Cuando el mundo se volvió del revés por efecto del COVID-19 y fue desterrado de la convivencia el tacto de una piel que expresa lo que nunca podrá decirse con palabras, especialmente en los instantes álgidos de la vida, de algún modo comenzó a percibirse la dimensión de un gesto insustituible que tal vez no siempre fue valorado en su justa medida.
Un abrazo, una palabra, una caricia consoladora cargada de emociones y esperanzas, colmada de gratitud y de ternura es lo que la mayoría hemos conocido desde nuestro nacimiento. No suele entrar las cábalas de nadie llegar al umbral de la existencia abruptamente sin tener a su lado el rostro de los seres queridos. Desconocemos la forma, el momento… Pero es un hecho que salvo las excepciones que impone lo inesperado o el devenir de la vida, no se produce la soledad aparte de la que íntimamente experimenta el que se encuentra en ese trance.
Hallándose en peligro un familiar, un amigo, incluso un vecino, enseguida se ponen en marcha los mecanismos oportunos de modo que no se afronta en soledad ese instante supremo porque en la cabecera se encuentran los seres más queridos dando un adiós, que a todos llega, haciéndose a la idea de que es la hora de esa separación terrena, y para quienes tenemos fe, el fin de una peregrinación que nos abre las puertas de la vida eterna donde todo sufrimiento no tiene cabida.
En estos momentos de aislamiento una de las situaciones dramáticas que impacta de forma singular es saber que el único consuelo que reciben los moribundos es el que les proporcionan los sanitarios y los capellanes. Dice Fernando Rielo, fundador de los misioneros identes que “la muerte es la frontera entre dos mundos que se abrazan”. Los sacerdotes que los asisten jugándose la vida hacen de “enlace” entre ellos. Son transmisores de esperanza, dadores de paz, los que serenan el espíritu, ayudan a disolver el miedo… Son también aprendices de una fortaleza que emana de tantas personas abocadas a la muerte por este coronavirus que no respeta edad ni condición.

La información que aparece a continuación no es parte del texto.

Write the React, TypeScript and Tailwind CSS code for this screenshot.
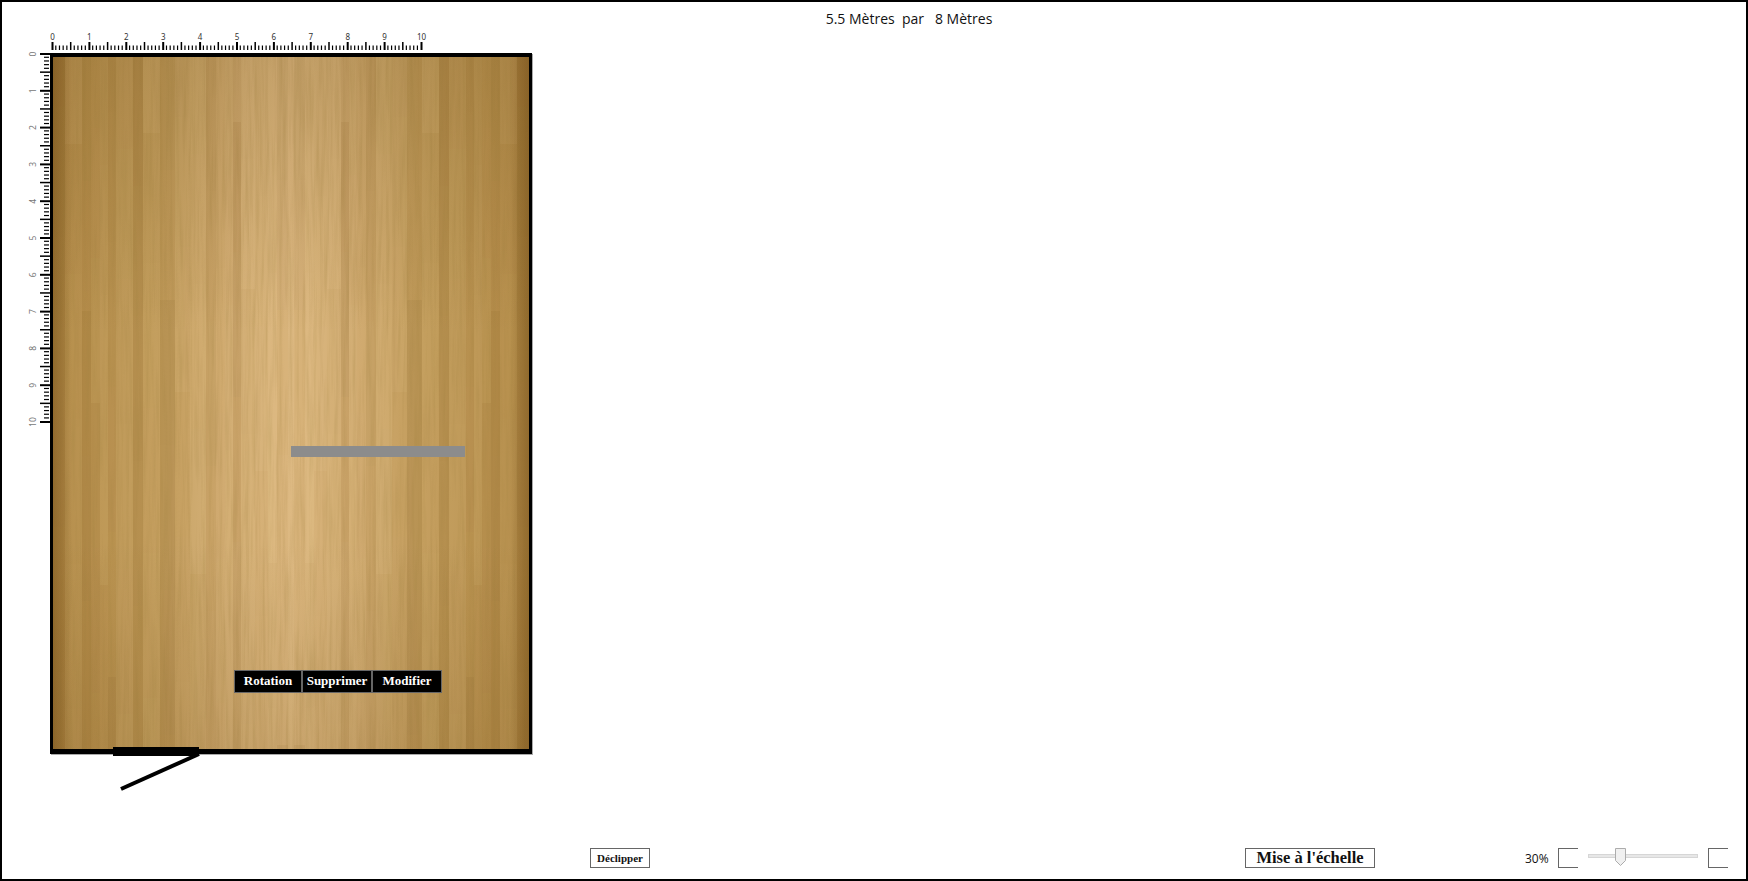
import { useMemo } from "react";

// plank edges from the left wall to the middle of the room, the texture is mirrored
const PLANK_EDGES = [0, 12, 29, 38, 47, 55, 63, 80, 90, 107, 122, 137, 153, 163, 172, 180, 188, 202, 215, 224, 235, 238];
const PLANK_SHADE = [-0.1, 0.06, -0.08, -0.01, 0.05, -0.06, 0.07, -0.1, 0.08, -0.09, 0.04, 0.09, -0.07, 0.03, 0.09, -0.08, 0.08, 0.03, 0.08, -0.04, 0.05];
const PLANK_BREAKS = [95, 225, 370, 515, 660];

const SERIF = "font-['Liberation_Serif',serif]";

function shadeOf(i: number, y: number) {
  const row = PLANK_BREAKS.findIndex((b) => y < b + ((i * 37) % 90) - 45);
  const r = row === -1 ? PLANK_BREAKS.length : row;
  return PLANK_SHADE[i] + (((i * 13 + r * 29) % 7) - 3) * 0.012;
}

function WoodFloor() {
  const strips = useMemo(() => {
    const out: { x: number; w: number; y: number; h: number; shade: number }[] = [];
    PLANK_EDGES.slice(0, -1).forEach((x, i) => {
      const w = PLANK_EDGES[i + 1] - x;
      const cuts = [0, ...PLANK_BREAKS.map((b) => b + ((i * 37) % 90) - 45), 692];
      cuts.slice(0, -1).forEach((y, j) => {
        const h = cuts[j + 1] - y;
        out.push({ x, w, y, h, shade: shadeOf(i, y + 1) });
        out.push({ x: 476 - x - w, w, y, h, shade: shadeOf(i, y + 1) });
      });
    });
    return out;
  }, []);

  return (
    <svg className="absolute inset-0 block" width="476" height="692" viewBox="0 0 476 692">
      <defs>
        <linearGradient id="woodH" x1="0" x2="1" y1="0" y2="0">
          <stop offset="0" stopColor="#b38b48" />
          <stop offset="0.2" stopColor="#c09a58" />
          <stop offset="0.35" stopColor="#cfa96e" />
          <stop offset="0.5" stopColor="#dcb77f" />
          <stop offset="0.65" stopColor="#cfa96e" />
          <stop offset="0.8" stopColor="#c09a58" />
          <stop offset="1" stopColor="#b38b48" />
        </linearGradient>
        <linearGradient id="woodV" x1="0" x2="0" y1="0" y2="1">
          <stop offset="0" stopColor="#5f3f0c" stopOpacity="0.18" />
          <stop offset="0.4" stopColor="#5f3f0c" stopOpacity="0" />
          <stop offset="0.7" stopColor="#5f3f0c" stopOpacity="0" />
          <stop offset="1" stopColor="#5f3f0c" stopOpacity="0.14" />
        </linearGradient>
        <linearGradient id="wallShade" x1="0" x2="1" y1="0" y2="0">
          <stop offset="0" stopColor="#6b4510" stopOpacity="0.4" />
          <stop offset="0.04" stopColor="#6b4510" stopOpacity="0" />
          <stop offset="0.96" stopColor="#6b4510" stopOpacity="0" />
          <stop offset="1" stopColor="#6b4510" stopOpacity="0.4" />
        </linearGradient>
        <filter id="grain" x="0" y="0" width="100%" height="100%">
          <feTurbulence type="fractalNoise" baseFrequency="0.3 0.012" numOctaves="3" seed="4" />
          <feColorMatrix values="0 0 0 0 0.35  0 0 0 0 0.22  0 0 0 0 0.05  1.4 0 0 0 -0.55" />
        </filter>
      </defs>
      <rect width="476" height="692" fill="url(#woodH)" />
      {strips.map((s, i) => (
        <rect
          key={i}
          x={s.x}
          y={s.y}
          width={s.w}
          height={s.h}
          fill={s.shade < 0 ? "#6b4510" : "#f3d9a8"}
          opacity={Math.abs(s.shade)}
        />
      ))}
      <rect width="476" height="692" filter="url(#grain)" opacity="0.35" />
      <rect width="476" height="692" fill="url(#woodV)" />
      <rect width="476" height="692" fill="url(#wallShade)" />
    </svg>
  );
}

function RulerTop() {
  const ticks = Array.from({ length: 101 }, (_, i) => i);
  return (
    <svg className="absolute left-[47px] top-[2px] block" width="390" height="20" viewBox="0 0 390 20">
      {ticks.map((i) => {
        const x = 3 + i * 3.69;
        const major = i % 5 === 0;
        return <rect key={i} x={x - 0.5} y={major ? 12 : 15.5} width={i % 10 === 0 ? 2 : major ? 1.5 : 1.2} height={major ? 8 : 4.5} fill="#000" />;
      })}
      {Array.from({ length: 11 }, (_, i) => (
        <text key={i} x={3.5 + i * 36.9} y={9.5} fontSize="8" textAnchor="middle" fill="#333" fontFamily="'Noto Sans', sans-serif">
          {i}
        </text>
      ))}
    </svg>
  );
}

function RulerLeft() {
  const ticks = Array.from({ length: 101 }, (_, i) => i);
  return (
    <svg className="absolute left-[26px] top-[23px] block" width="22" height="375" viewBox="0 0 22 375">
      {ticks.map((i) => {
        const y = 2.5 + i * 3.68;
        const major = i % 5 === 0;
        return <rect key={i} x={major ? 12 : 16} y={y - 0.5} width={major ? 10 : 5} height={i % 10 === 0 ? 2 : major ? 1.5 : 1.2} fill="#000" />;
      })}
      {Array.from({ length: 11 }, (_, i) => (
        <text
          key={i}
          x={5}
          y={3 + i * 36.8}
          fontSize="8.5"
          textAnchor="middle"
          fill="#777"
          fontFamily="'Noto Sans', sans-serif"
          transform={`rotate(-90 5 ${3 + i * 36.8}) translate(0 3)`}
        >
          {i}
        </text>
      ))}
    </svg>
  );
}

function MenuButton({ label, width }: { label: string; width: string }) {
  return (
    <button type="button" className={`h-[23px] ${width} border border-[#666] bg-black pb-[2px] text-[13px] leading-none font-bold text-white ${SERIF}`}>
      {label}
    </button>
  );
}

export default function App() {
  return (
    <div className="flex h-[881px] w-[1748px] flex-col overflow-hidden border-2 border-black bg-white font-['Open_Sans',sans-serif] text-[#111]">
      {/* Room size */}
      <header className="flex h-[26px] shrink-0 items-end justify-center pl-[70px]">
        <span className="relative top-[1px] text-[14px] leading-[20px] whitespace-pre">5.5 Mètres  par   8 Mètres</span>
      </header>

      {/* Plan */}
      <main className="relative flex-1">
        <RulerTop />
        <RulerLeft />

        <div className="absolute left-[48px] top-[25px] h-[701px] w-[482px] border-x-[3px] border-t-4 border-b-[5px] border-black shadow-[1px_1px_0_#aaa]">
          <WoodFloor />
          <div className="absolute left-[238px] top-[389px] h-[11px] w-[174px] bg-[#8c8c8c]" />
          <div className="absolute left-[181px] top-[613px] flex">
            <MenuButton label="Rotation" width="w-[68px]" />
            <MenuButton label="Supprimer" width="w-[70px]" />
            <MenuButton label="Modifier" width="w-[70px]" />
          </div>
        </div>

        {/* Door */}
        <svg className="absolute left-[110px] top-[717px] block" width="92" height="48" viewBox="0 0 92 48">
          <rect x="1" y="2" width="86" height="9" fill="#000" />
          <path d="M87 9 L9 44" stroke="#000" strokeWidth="4" />
        </svg>
      </main>

      {/* Bottom controls */}
      <footer className="flex h-[31px] shrink-0 items-start">
        <button type="button" className={`ml-[588px] h-[20px] w-[60px] border border-[#666] text-[11px] leading-none font-bold ${SERIF}`}>
          Déclipper
        </button>
        <button type="button" className={`ml-[595px] h-[20px] w-[130px] border border-[#666] pt-[1px] text-[16.5px] leading-none font-bold ${SERIF}`}>
          Mise à l'échelle
        </button>
        <span className="ml-[150px] w-[33px] pt-[1px] text-[12px] leading-[20px]">30%</span>
        <div className="h-[20px] w-[20px] border-y border-l border-[#666]" />
        <div className="relative ml-[10px] h-[20px] w-[110px]">
          <div className="mt-[6px] h-[4px] w-full border border-[#d6d6d6] bg-[#e7e7e7]" />
          <svg className="absolute left-[27px] top-0 block" width="11" height="18" viewBox="0 0 11 18">
            <path d="M0.5 0.5 H10.5 V12.5 L5.5 17.5 L0.5 12.5 Z" fill="#f0f0f0" stroke="#acacac" />
          </svg>
        </div>
        <div className="ml-[10px] h-[20px] w-[20px] border-y border-l border-[#666]" />
      </footer>
    </div>
  );
}
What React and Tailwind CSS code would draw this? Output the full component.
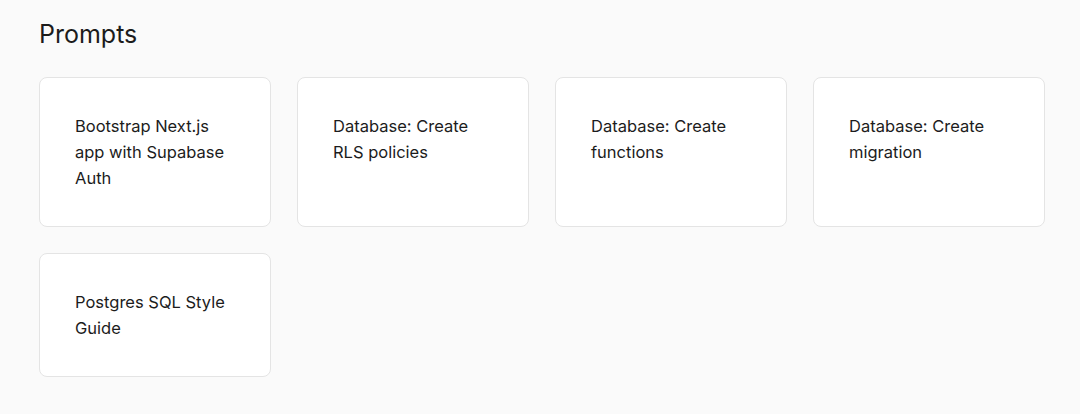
const prompts = [
  "Bootstrap Next.js app with Supabase Auth",
  "Database: Create RLS policies",
  "Database: Create functions",
  "Database: Create migration",
  "Postgres SQL Style Guide",
];

export default function App() {
  return (
    <div
      className="min-h-[414px] w-[1080px] bg-[#fafafa] pl-[39px] pr-[35px] pt-[18px] text-[#1c1c1c]"
      style={{ fontFamily: "Inter, 'Noto Sans', sans-serif" }}
    >
      {/* Header */}
      <h1 className="text-[25px] leading-[32px] font-normal mb-[27px]">Prompts</h1>

      {/* Prompt cards */}
      <div className="grid grid-cols-4 gap-[26px]">
        {prompts.map((p) => (
          <div
            key={p}
            className="rounded-lg border border-[#e4e4e4] bg-white p-[35px] text-[16.5px] leading-[26px] cursor-pointer hover:bg-[#f7f7f7] transition"
          >
            {p}
          </div>
        ))}
      </div>
    </div>
  );
}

Los capellanes de algún modo asumen esa presencia añorada de los seres queridos y sin poder reemplazarlos porque es imposible, sanan y alivian las heridas de un corazón que parte dejando en esta orilla de la vida el mensaje de un bálsamo que esperan se traslade a los suyos. Son receptores y transmisores de esos ramilletes de emociones que casi congelan la respiración. Testigos de heroicidades, y a veces protagonistas de ellas porque jugándose la vida han elegido estar al lado del que sufre, son “ángeles” que custodian su último aliento. Es uno de los privilegios de su vocación.
Imaginémonos lo que ha de suponer el impacto que experimentará esa persona que vive porque otra se desprendió de su respirador, alguien que tal vez se halla en una cama o estancia contigua y a la que no podrá acercarse jamás… Hoy que no hay roce de la piel, con los ojos humedecidos por tantas situaciones que desbordan lo que hasta ahora conocimos, nos abrazamos todos más que nunca. Compartimos desde nuestros hogares las heridas de los demás.
Y ahora un apéndice. Hay quienes en estos días no comprenden que alguien que tiene fe haya tenido miedo a la muerte hallándose confinado en el hospital, que experimentase un estremecimiento ante ella. Aparte de que esta es una sociedad que no ha sido educada para afrontarla y que a los niños se les ha escondido o dulcificado la partida de seres cercanos narrándoles el hecho como si fuese un cuento, el resto de la vida quien más quien menos no ha dejado espacio para hablar de ello con naturalidad excepto cuando no hay más remedio. Y a lo mejor quien se sorprende de que en momentos tan graves como los que se viven afloren ciertas emociones de esta naturaleza ignora que Cristo mismo tembló en el Huerto de los Olivos. Reconocer la fragilidad nos hace más fuertes, más auténticos, más humanos. Y de eso justamente estamos necesitados. Piedad, misericordia que van unidas a la solidaridad orante y activa tendría que ser ahora nuestro alimento. Sigamos vinculados con fe y oración en esta cuaresma dolorosa, y dando gracias a Dios.